We are not flinching away from you at the slightest touch because we don’t love you anymore. We are just struggling to control our inner thermostat and you are not helping. By touching us or cuddling us in a warm moment, you are sending our heat levels to ‘hell’s furnace’ as we struggle to regulate our own temperature, let alone the addition of yours.

For years you have been moaning at us to turn the heating down, and now you are moaning at us because we have. We can’t win, can we? But right now we are hot stuff in bed, and not in the way you’d like … easy tiger! We will wake up in the night drenched in our own sweat. We will sleep on top of the covers, naked, in a room that you complain is like an icebox but we will still be too hot.

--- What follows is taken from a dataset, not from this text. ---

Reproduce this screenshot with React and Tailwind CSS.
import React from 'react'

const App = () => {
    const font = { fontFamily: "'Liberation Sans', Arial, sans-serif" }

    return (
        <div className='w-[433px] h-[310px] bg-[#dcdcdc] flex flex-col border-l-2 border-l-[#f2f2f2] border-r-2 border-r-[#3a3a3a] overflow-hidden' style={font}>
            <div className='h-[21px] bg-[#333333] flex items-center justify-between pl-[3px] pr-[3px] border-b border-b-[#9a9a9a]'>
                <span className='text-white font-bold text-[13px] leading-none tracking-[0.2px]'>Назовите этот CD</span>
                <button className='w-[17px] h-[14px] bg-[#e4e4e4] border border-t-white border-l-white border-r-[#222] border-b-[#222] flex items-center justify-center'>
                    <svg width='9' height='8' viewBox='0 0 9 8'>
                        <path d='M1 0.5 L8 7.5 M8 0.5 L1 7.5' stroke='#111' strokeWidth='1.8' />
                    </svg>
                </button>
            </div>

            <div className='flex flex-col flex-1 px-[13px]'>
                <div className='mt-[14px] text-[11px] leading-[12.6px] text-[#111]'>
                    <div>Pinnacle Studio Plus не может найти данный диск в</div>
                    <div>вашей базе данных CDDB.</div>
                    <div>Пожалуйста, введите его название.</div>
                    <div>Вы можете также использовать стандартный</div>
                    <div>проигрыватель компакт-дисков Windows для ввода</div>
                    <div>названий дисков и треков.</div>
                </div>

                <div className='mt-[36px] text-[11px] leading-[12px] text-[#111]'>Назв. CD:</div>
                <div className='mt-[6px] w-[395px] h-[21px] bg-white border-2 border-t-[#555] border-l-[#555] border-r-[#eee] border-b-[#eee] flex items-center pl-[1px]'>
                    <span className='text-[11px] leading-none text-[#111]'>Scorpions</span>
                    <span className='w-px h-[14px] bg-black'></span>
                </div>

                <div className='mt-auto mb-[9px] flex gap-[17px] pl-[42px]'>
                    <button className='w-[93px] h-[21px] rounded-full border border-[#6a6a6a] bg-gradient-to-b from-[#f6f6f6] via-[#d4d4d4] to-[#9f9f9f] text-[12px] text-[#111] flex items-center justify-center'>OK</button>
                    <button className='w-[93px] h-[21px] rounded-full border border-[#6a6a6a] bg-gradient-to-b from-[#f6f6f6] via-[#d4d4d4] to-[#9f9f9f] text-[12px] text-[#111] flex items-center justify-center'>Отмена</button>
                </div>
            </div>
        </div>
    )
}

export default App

Put a jumper on and move away from the fans and open windows. Snuggle up under a fluffy throw on the sofa – we’ll even join you in between the blasts of heat.
We Feel Awkward and Ugly
In our teens we felt gangly and awkward as we got taller and grew boobs. Once the greasy hair and spotty face phase had passed, we spent a couple of decades pretty content with who we were and what we looked like … although probably didn’t appreciate it enough at the time.
You will have fallen in love with us in that confident phase, when the world was at our feet and we felt invincible. Together, we have taken on everything life has thrown at us and got through the other side. Just as we have got all our shit together, perimenopause kicks in and fucks it all up again.

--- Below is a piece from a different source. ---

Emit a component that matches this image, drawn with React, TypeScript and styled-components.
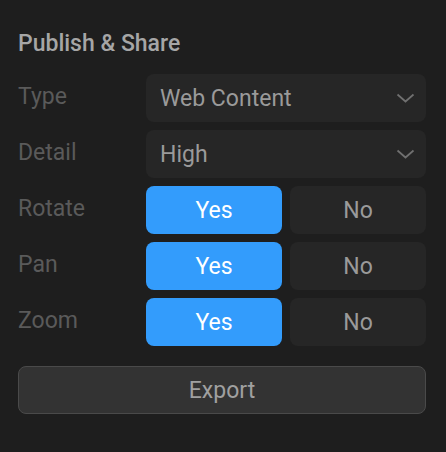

We get forgetful and it scares us. We start to experience aches and pains in our bodies. We get clumsy and worry about falling over. Our weightloss struggles accelerate to a full scale war as we suddenly find it impossible to lose weight no matter how hard we try. In a cruel twist, the hair on the tops of our heads will start to fall out in huge clumps each time we brush our hair, yet stubble will sprout on our chins and necks at a speed to rival your own facial hair growth.

Feeling ugly, bloated and hairy (in the wrong places) and often sweating buckets, our confidence is lost as we feel bald and ugly. We then question how you can love us if we hate what we see in the mirror. Don’t be afraid to remind us we are beautiful. We probably don’t want sex with you either right now, so don’t get all flirty with us. Just be kind, make us feel special, stroke our ego and not our boobs (they are sprouting hairs too).
It’s Not Forever
While you need to be prepared for the long haul, this is not forever. It’s a transition and we need to know you’ve got our backs. Perimenopause is the stage before menopause and I’m afraid this shit-show can last for up to 10 years! But don’t be alarmed. My symptoms arrived in stealth, so I was a good 2 or even 3 years into it before I knew what it was.
And don’t think it’s all over because we haven’t had a period for a few months. This is all a bit of a guessing game, and we aren’t officially in ‘menopause’ until we have not had a period for 12 months. Each woman is going to experience things differently, so comparing notes with your male friends or what your Mum or Sister went through won’t really help. We all have different tolerance levels and coping mechanisms.

You might think we are just looking forward to a feeling of relief that we will no longer have periods, but to be honest it’s not that simple. There are so many things we need to cope with – my first signs were forgetfulness and right now I can only describe how I feel as being in a puberty/dementia mash-up. This is going to take a while and it’s a bit of a crappy process for us both I’m afraid.
We hope this has given you a bit of an insight, chaps. We totally appreciate that you feel like you are tiptoeing blind through a perimenopausal-minefield with nobody yelling at you when you need to duck for cover. Bear with us – this isn’t forever. We might not be ourselves at the moment, but it’s no picnic for us either. Be our rock, our guiding light, a hand to hold (if it’s cool enough) and our shoulder to weep on.
With a bit of understanding (and giving us a wide berth now and then), we’ll get through this together and eventually you’ll get your better half back again. We want her back as much as you do!